Nesse mural, Poty improvisou. Quando o painel estava praticamente concluído, o artista acrescentou um desenho que não estava previsto no projeto: um homem de casaca e cartola, que segura uma lanterna com a mão esquerda, enquanto abre a cortina com a direita, como se fosse um apresentador. “Ele [Poty] fez [o desenho] em um minuto, começando por baixo. Eu fiquei espantadíssima! Foi num gesto só, praticamente”, conta Tarran. Antes do veto dos Bombeiros, a obra do Guairão chegou a ser utilizada algumas poucas vezes como cenário para apresentações da Orquestra Sinfônica do Paraná. 

Apesar de permaneceram à sombra, as duas executoras técnicas dos murais não se queixam de não terem tido reconhecimento por terem dado vida aos traços de Poty. Sentem-se honradas por terem “trabalhado com um gênio”. “A gente nunca teve intenção [de serem reconhecidas]. Era um trabalho técnico”, diz Tarran. “E foi muito prazeroso. Teve o desafio de conseguir executar. E foi uma satisfação”, complementa. Desde que pintaram os dois murais, no entanto, Tarran e Carini nunca mais reviram as obras.

“Nós não temos nem fotos atualizadas. Não conseguimos até hoje… Nós gostaríamos de rever, porque nem temos muitos registros”, aponta Carini. “Seria importante até para ver as condições em que elas estão”, observa Tarran. Posteriormente, elas concluíram um projeto póstumo, deixado inacabado por Poty. A obra resultou em um painel, feito em concreto no prédio do Instituto Tecnológico Simepar, em Curitiba.

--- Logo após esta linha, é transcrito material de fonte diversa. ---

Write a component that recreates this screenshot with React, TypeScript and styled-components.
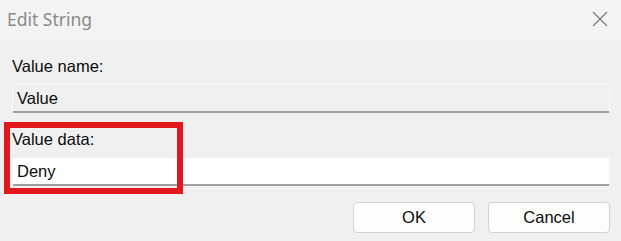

Em breve, não só Tarran e Carini, mas o público em geral terá condições de apreciar os murais – embora de forma digital, já que permanece o veto ao acionamento das cortinas sem necessidade. Nos dias 15 e 17 de julho, a direção do complexo baixou a cortina corta-fogo do Guairão e a do Guarinha. As obras foram filmadas e fotografadas, com o objetivo de fazer parte de um material multimídia, a ser apresentado durante visitas guiadas ao teatro. “Vamos contar a história desses três murais do Poty”, revela Áldice Lopes. “O público merece ter acesso a essas obras ocultas”, conclui.